For the 2026 European Systemic Functional Linguistics Conference (ESFLC 2026), we invite papers that address and explore various aspects of ecosocial systems and the ecosocial environment. We also welcome papers from “fellow travellers” whose work engages with fields of interest to SFL and social semiotics.

Ecosocial environment or ecosocial system is a term used in Systemic Functional Linguistics and related fields to describe a social community and the various material ecosystems that enable, support, and constrain it (Lemke 1993, 1995; see also Halliday 2003, Thibault 2004). Ecosocial systems include humans and their interactions and practices, as well as other individuals and species with whom we have co-evolved; they can also include our buildings and tools, landforms and climate, education, politics, warfare, and so on (Lemke 1993, 1995). These systems are simultaneously both material and socio-semiotic.

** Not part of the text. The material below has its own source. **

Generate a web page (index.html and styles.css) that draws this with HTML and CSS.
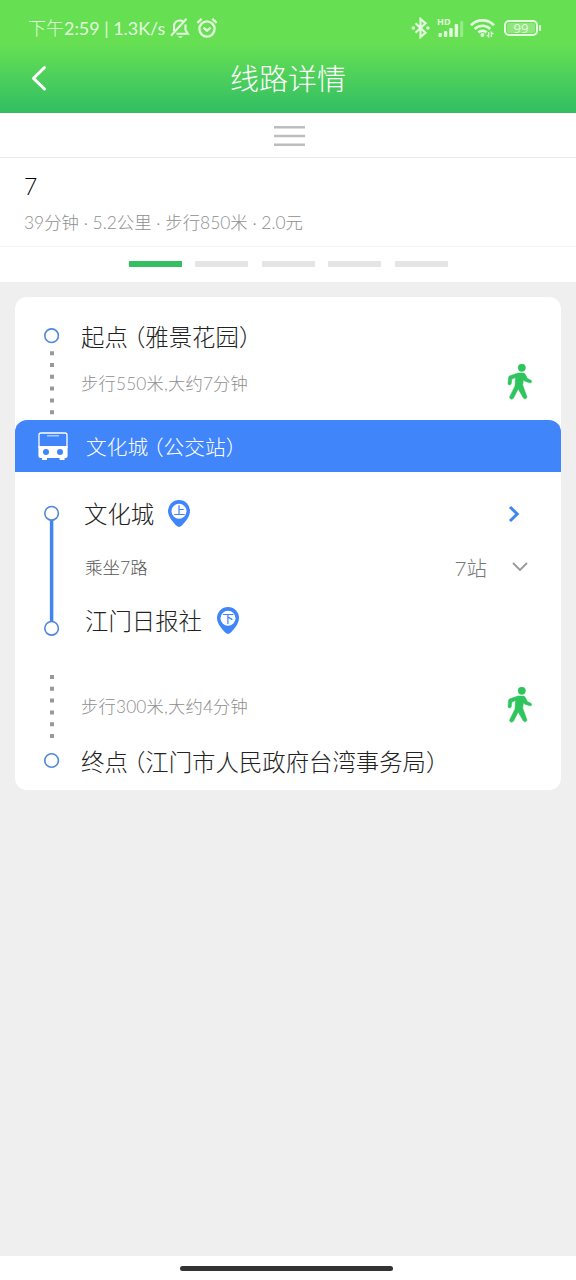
FILE: index.html
```html
<!DOCTYPE html>
<html lang="zh-CN">
<head>
<meta charset="utf-8">
<title>线路详情</title>
<link rel="stylesheet" href="styles.css">
</head>
<body>
<div class="app">
  <header class="header">
    <div class="status">
      <span class="status-text">下午<span class="clock">2:59 | 1.3K/s</span></span>
      <svg class="bell" width="20" height="22" viewBox="0 0 20 22" fill="none" stroke="currentColor" stroke-width="2.100">
        <path d="M4 14V9.500C4 5.500 6.500 3.500 10 3.500c1.200 0 2.200.3 3 .8M15.500 7.500V13l2.300 3.800H6.500M1 18.800L16.500 1.700"/><path d="M7.500 19.200h5.500l-2.700 2z" fill="currentColor" stroke="none"/>
      </svg>
      <svg class="alarm" width="22" height="22" viewBox="0 0 22 22" fill="none" stroke="currentColor" stroke-width="2.300">
        <circle cx="11" cy="12" r="7.600"/><path d="M1.300 5.800l4.400-3.900M20.700 5.800l-4.400-3.900M7.500 10.700l3.500 3 3.600-3"/>
      </svg>
      <span class="spacer"></span>
      <svg class="bt" width="20" height="22" viewBox="0 0 20 22" fill="none" stroke="currentColor" stroke-width="2.200">
        <path d="M4.500 6.300l10 9.400-5 4.300V2l5 4.300-10 9.400"/><circle cx="2.300" cy="11" r="1.800" fill="currentColor" stroke="none"/><circle cx="16.900" cy="11" r="1.800" fill="currentColor" stroke="none"/>
      </svg>
      <svg class="signal" width="28" height="24" viewBox="0 -3 28 24" fill="currentColor">
        <text x="0" y="6.300" class="hd">HD</text>
        <rect x="1.500" y="14" width="3.400" height="4" rx="1"/><rect x="6.900" y="12" width="3.400" height="6" rx="1"/><rect x="12.300" y="9" width="3.400" height="9" rx="1"/><rect x="17.700" y="5" width="3.400" height="13" rx="1"/><rect x="23.200" y="2" width="3" height="16" rx="1" opacity=".4"/>
      </svg>
      <svg class="wifi" width="26" height="20" viewBox="0 0 26 20" fill="none" stroke="currentColor" stroke-width="2.700">
        <path d="M1 7.200a16.300 16.300 0 0 1 23 0M4.700 11a11 11 0 0 1 15.600 0M8.400 14.500a5.900 5.900 0 0 1 8.200 0"/><circle cx="12.500" cy="17" r="2" fill="currentColor" stroke="none"/><path stroke-width="1.200" d="M18.700 14v4.800l-2-2M21.300 19v-4.800l2 2"/>
      </svg>
      <div class="battery"><span class="battery-body">99</span><span class="battery-tip"></span></div>
    </div>
    <div class="titlebar">
      <svg class="back" width="18" height="28" viewBox="0 0 18 28" fill="none" stroke="currentColor" stroke-width="3" stroke-linecap="round" stroke-linejoin="round"><path d="M14.500 3.500L3.500 14.300l11 10.700"/></svg>
      <h1 class="title">线路详情</h1>
    </div>
  </header>

  <div class="handle"><svg width="31" height="20" viewBox="0 0 31 20"><path d="M0 1.300h31M0 10h31M0 18.700h31" stroke="#bdbdc0" stroke-width="2.400"/></svg></div>
  <section class="summary">
    <div class="route-no">7</div>
    <div class="route-meta">39分钟 · 5.2公里 · 步行850米 · 2.0元</div>
  </section>
  <div class="pager"><i class="on"></i><i></i><i></i><i></i><i></i></div>

  <main class="card">
    <section class="leg leg-start">
      <svg class="rail" width="66" height="123" viewBox="0 0 66 123">
        <circle class="node" cx="36.600" cy="38.700" r="6.800"/>
        <path class="dots" d="M37 54.200V118"/>
      </svg>
      <div class="leg-body">
        <div class="row start-row"><span class="place">起点<span class="open">（</span>雅景花园）</span></div>
        <div class="row walk-row"><span class="walk-text">步行550米,大约7分钟</span>
          <svg class="walker" width="26" height="36" viewBox="0 0 26 36"><circle cx="14.800" cy="3.800" r="3.700"/><path d="M11 9h5c1 0 1.700.5 2.200 1.300l2.300 4.200 3 1.500c2 .8 1.300 3.200-.7 2.800l-5-1.500-1.300-1.500-.8 5.200 4 11c1 2.400-2 4-3.500 1.700L11.200 25 6.600 34c-1.400 2.300-5 .8-3.800-1.600L8 22l.4-8.500-3.600 1.800-.5 4.200c-.3 2-3.400 1.800-3.300-.3l.5-5.500c.1-1 .6-1.600 1.500-2z"/></svg>
        </div>
      </div>
    </section>

    <div class="station-bar">
      <svg class="bus" width="30" height="29" viewBox="0 0 30 29">
        <path d="M3 1h24q2 0 2 2v12H1V3q0-2 2-2z" fill="none" stroke="#fff" stroke-width="1.300"/>
        <path d="M9 3.800h12" stroke="#a9c8ff" stroke-width="1.600"/>
        <path d="M.4 14h29.200v10q0 2-2 2h-1v2h-5v-2H9v2H4v-2H2.400q-2 0-2-2z" fill="#fff"/>
        <circle cx="8" cy="20" r="3" fill="#4085f9"/><circle cx="22" cy="20" r="3" fill="#4085f9"/>
      </svg>
      <span class="station">文化城<span class="open">（</span>公交站）</span>
    </div>

    <section class="leg leg-ride">
      <svg class="rail" width="66" height="177" viewBox="0 0 66 177">
        <path class="line" d="M36.600 41V156"/>
        <circle class="node" cx="36.600" cy="41.300" r="6.800"/>
        <circle class="node" cx="36.600" cy="156.300" r="6.800"/>
      </svg>
      <div class="leg-body">
        <div class="row board-row"><span class="place">文化城</span>
          <svg class="pin" width="22" height="28" viewBox="0 0 22 28"><path d="M11 0a11 11 0 0 1 11 11c0 5.500-4.500 10.800-8.500 14.800q-2.500 2.200-5 0C4.500 21.800 0 16.500 0 11A11 11 0 0 1 11 0z"/><circle cx="11" cy="11.300" r="7.500"/><text x="11.300" y="15">上</text></svg>
          <svg class="next" width="12" height="18" viewBox="0 0 12 18"><path d="M2 2l7.200 7L2 16"/></svg>
        </div>
        <div class="row line-row"><span class="line-text">乘坐7路</span><span class="stops">7站</span>
          <svg class="more" width="18" height="12" viewBox="0 0 18 12"><path d="M2 2l7 7 7-7"/></svg>
        </div>
        <div class="row alight-row"><span class="place">江门日报社</span>
          <svg class="pin" width="22" height="28" viewBox="0 0 22 28"><path d="M11 0a11 11 0 0 1 11 11c0 5.500-4.500 10.800-8.500 14.800q-2.500 2.200-5 0C4.500 21.800 0 16.500 0 11A11 11 0 0 1 11 0z"/><circle cx="11" cy="11.300" r="7.500"/><text x="11" y="15.500">下</text></svg>
        </div>
      </div>
    </section>

    <section class="leg leg-end">
      <svg class="rail" width="66" height="141" viewBox="0 0 66 141">
        <path class="dots" d="M37 26V90"/>
        <circle class="node" cx="36.600" cy="111.500" r="6.800"/>
      </svg>
      <div class="leg-body">
        <div class="row walk-row"><span class="walk-text">步行300米,大约4分钟</span>
          <svg class="walker" width="26" height="36" viewBox="0 0 26 36"><circle cx="14.800" cy="3.800" r="3.700"/><path d="M11 9h5c1 0 1.700.5 2.200 1.300l2.300 4.200 3 1.500c2 .8 1.300 3.200-.7 2.800l-5-1.500-1.300-1.500-.8 5.200 4 11c1 2.400-2 4-3.500 1.700L11.200 25 6.600 34c-1.400 2.300-5 .8-3.800-1.600L8 22l.4-8.500-3.600 1.800-.5 4.200c-.3 2-3.400 1.800-3.300-.3l.5-5.500c.1-1 .6-1.600 1.500-2z"/></svg>
        </div>
        <div class="row end-row"><span class="place">终点<span class="open">（</span>江门市人民政府台湾事务局）</span></div>
      </div>
    </section>
  </main>

  <footer class="navbar"><div class="home"></div></footer>
</div>
</body>
</html>
```
FILE: styles.css
```css
* { box-sizing: border-box; }
body { margin: 0; font-family: Lato, "Noto Sans CJK SC", sans-serif; font-weight: 300; background: #efefef; color: #222; }
svg { display: block; flex: none; }
.app { width: 576px; height: 1280px; display: flex; flex-direction: column; overflow: hidden; white-space: nowrap; }

.header { height: 113px; flex: none; color: #fff; background: linear-gradient(#66df53 0, #66df53 44px, #31be63 113px); }
.status { height: 56px; padding: 0 35px 0 28px; display: flex; align-items: center; color: #e4fade; }
.status-text { font-size: 18px; line-height: 24px; width: 142px; }
.clock { font-size: 17.900px; font-weight: 400; }
.alarm { margin-left: 6px; }
.spacer { flex: 1; }
.signal { margin-left: 6px; }
.hd { font: 700 9px "Open Sans", sans-serif; }
.wifi { margin-left: 5px; }
.battery { display: flex; align-items: center; margin-left: 8px; }
.battery-body { width: 34px; height: 16px; border: 2px solid #e4fade; border-radius: 5px; background: #90e581; font: 400 13px/12px "Open Sans", sans-serif; text-align: center; box-shadow: inset 0 0 0 1px #66df53; }
.battery-tip { width: 2px; height: 6px; margin-left: 1px; background: #e4fade; border-radius: 1px; }
.titlebar { height: 57px; display: grid; grid-template-columns: 60px 1fr 60px; align-items: center; }
.back { margin: -14px 0 0 30px; }
.title { margin: -11px 0 0; font-size: 29px; line-height: 44px; font-weight: 300; text-align: center; }

.handle { height: 45px; flex: none; background: #fff; border-bottom: 1px solid #e9e9e9; display: flex; justify-content: center; padding: 13px 0 0 2px; }
.summary { height: 89px; flex: none; background: #fff; border-bottom: 1px solid #f5f5f5; padding: 13px 24px 0; }
.route-no { font-size: 23px; line-height: 30px; color: #000; }
.route-meta { font-size: 17.400px; line-height: 26px; margin-top: 9px; color: #8e8e8e; }
.pager { height: 35px; flex: none; background: #fff; display: flex; justify-content: center; gap: 13.500px; padding-top: 14px; }
.pager i { width: 53px; height: 6px; background: #e5e5e5; }
.pager .on { background: #34bf63; }

.card { margin: 14.500px 15px 0; height: 493.500px; flex: none; background: #fff; border-radius: 12px; overflow: hidden; }
.leg { display: grid; grid-template-columns: 66px 1fr; }
.leg-start { height: 123px; }
.leg-ride { height: 177px; }
.leg-end { height: 141px; }
.node { fill: #fff; stroke: #5087de; stroke-width: 1.600; }
.dots { stroke: #999; stroke-width: 4; stroke-dasharray: 4 7.800; }
.line { stroke: #4385f0; stroke-width: 3.500; }
.row { display: flex; align-items: center; padding-right: 28px; }
.place { font-size: 23.400px; line-height: 34px; }
.open { margin-left: .25em; font-feature-settings: "halt"; }
.walk-text { font-size: 17.300px; letter-spacing: .180px; color: #8e8e8e; flex: 1; }
.walker { fill: #2fc45e; stroke: #2fc45e; stroke-width: .5; }
.leg-start .leg-body { padding-top: 17px; }
.start-row { height: 46px; }
.walk-row { height: 47px; }
.leg-start .walk-row { height: 45px; }

.station-bar { height: 52.500px; background: #4085f9; border-radius: 12px 12px 0 0; display: flex; align-items: center; padding-left: 23px; color: #fff; }
.bus { margin-top: 1px; }
.station { margin-left: 18px; font-size: 20.700px; }

.leg-ride .leg-body { padding: 15px 0 0 4px; }
.board-row { height: 54px; }
.board-row .place { margin-left: -1px; }
.board-row .pin, .board-row .next { margin-top: -1px; }
.line-row { height: 51px; }
.alight-row { height: 57px; }
.alight-row .pin { margin-left: 15px; }
.pin { margin-left: 14px; fill: #4085f9; }
.pin circle { fill: #fff; }
.pin text { font-size: 11.500px; font-weight: 500; text-anchor: middle; }
.next { margin-left: auto; margin-right: 13px; }
.next path { fill: none; stroke: #4085f0; stroke-width: 3; }
.line-text { font-size: 17.500px; color: #555; flex: 1; }
.stops { font-size: 20.500px; color: #777; }
.more { margin: 0 4px 0 24px; }
.more path { fill: none; stroke: #999; stroke-width: 1.800; }
.leg-end .leg-body { padding-top: 32px; }
.leg-end .walk-text { padding-top: 2px; }
.end-row { height: 67px; }

.navbar { height: 24px; flex: none; margin-top: auto; background: #fff; padding-top: 9.500px; }
.home { width: 213px; height: 5.500px; margin: 0 auto 0 180px; border-radius: 3px; background: #333; }
```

Topics and areas of interest may include but are not restricted to:

  • SFL theory and description
  • Environmental communication and sustainability
  • Ecolinguistics
  • Multimodal semiotics and multimodal data sets
  • Transmediality and multimodality
  • Interaction and paraverbal semiotic systems
  • Functional approaches to visual communication
  • Multimodal genres and complex communicative artefacts
  • Handling rich social media data
  • Digital media and generative AI
  • Education, educational linguistics, and multimodal literacy
  • Literature studies, stylistics and verbal art
  • Legitimation Code Theory
  • Language typology and language description
  • Applied linguistics and appliable linguistics
  • Discourse studies
  • Corpus linguistics
  • Translation studies
  • Law and forensic linguistics
  • Comparative text analysis
  • Healthcare communication
  • Clinical linguistics

The language of the conference is English.

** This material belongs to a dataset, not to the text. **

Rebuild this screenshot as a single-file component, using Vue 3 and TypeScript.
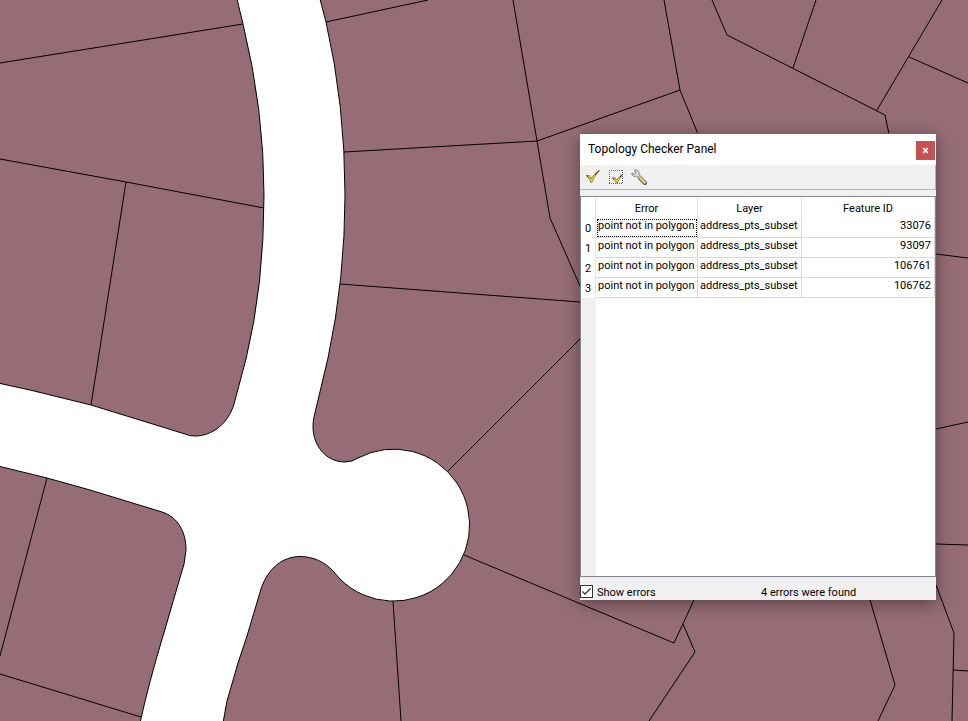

Proposals in the form of paper presentations, posters and colloquia are welcomed.

Abstracts for all presentation types must be a maximum of 350 words (excluding references). Abstracts should clearly indicate the aim of the contribution and its relevance to the theme of the 34th ESFLC, SFL generally or one of the listed above topics. They must also include information about theoretical background, about the methodology adopted and an indication on results. A list of references should also be included, because the proposed work should be situated within the existing research literature.

For colloquia, please indicate the name of all contributors.